Investor borrowers undergo tougher testing by Westpac
With the recent news from the RBA that the official cash rate has been lowered to an all time low of 2 per cent, Australia’s second largest bank, Westpac has decided to apply tougher tests to new property investor borrowers.
These tests will help determine how borrowers would cope when interest rates rise from their current historic low levels, in order to prevent the housing market from overheating.
Before the cash rate cut, Westpac would assess and test how a borrower would cope if mortgage interest rates were to rise to 6.8 per cent.

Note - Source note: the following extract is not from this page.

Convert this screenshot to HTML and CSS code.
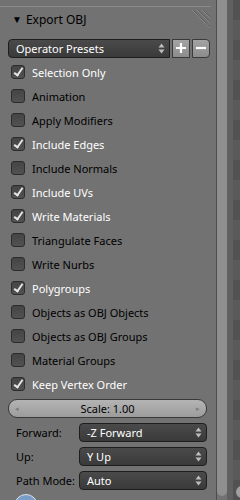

Today this figure has risen to 7.1 per cent.
The APRA has previously warned banks in December last year that unless banks slowed investor credit growth below 10 per cent a year, they would be forced to run larger capital buffers.

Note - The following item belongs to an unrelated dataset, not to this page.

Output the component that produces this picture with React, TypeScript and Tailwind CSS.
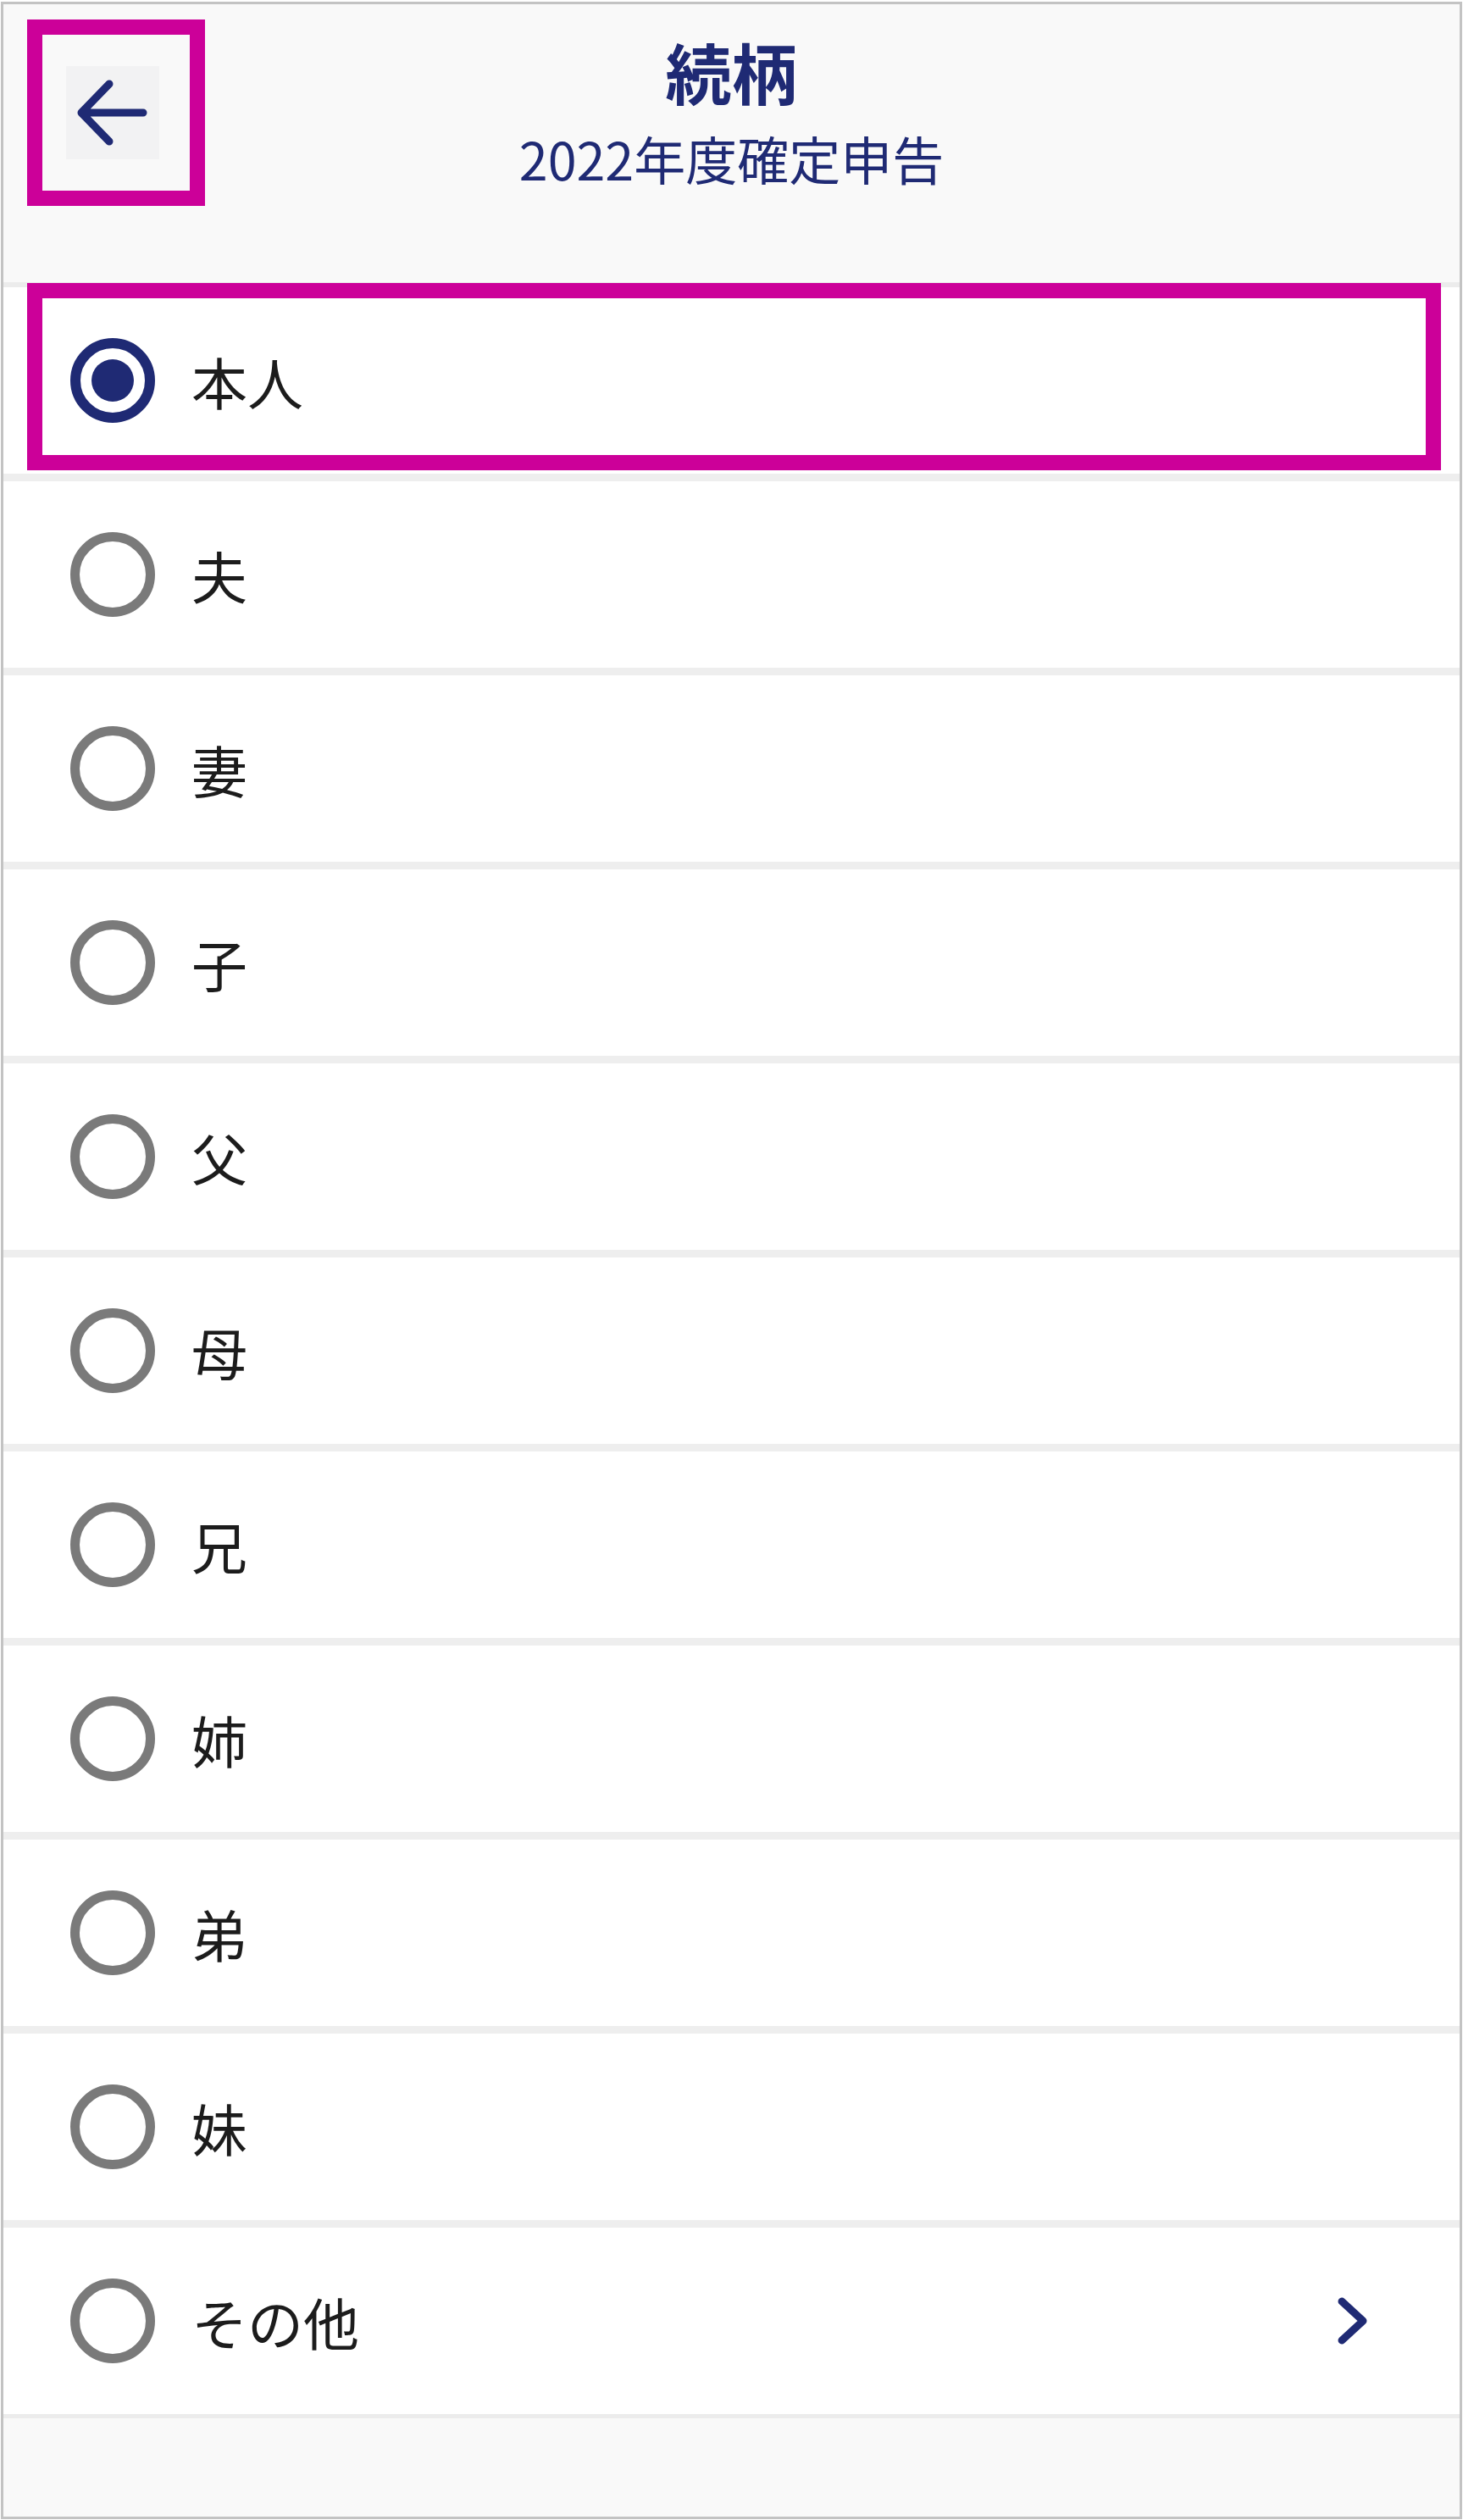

According to Westpac chief executive Brian Hartzer, “Westpac had been using a buffer in that case of 180 basis points; we've lifted that to 210 basis points.”
As well as introducing stricter testing, Westpac will also become tougher with its lending to foreign property investors, to help slow the booming growth in investor home loans. Out of all the banks in Australia, Westpac has a large property investor lending, which is increasing at 1.5 per cent per annum.
An interest rate “floor” of 7.1 per cent is also being introduced by Westpac, which is how low the rates used in stress-testing can fall, even if the RBA cuts the cash rate even further. Any investor borrowers looking to take out a loan now will have to prove to Westpac that they could manage the mortgage repayments if interest rates rose to 7.1 per cent.
By having stricter testing in place, this will help reduce the risks in property from speculative buying and a speculative rise in housing prices. It will also aid investor borrowers to ensure that they can realistically afford to repay a loan when times get tough and that they do not overstretch their budgets.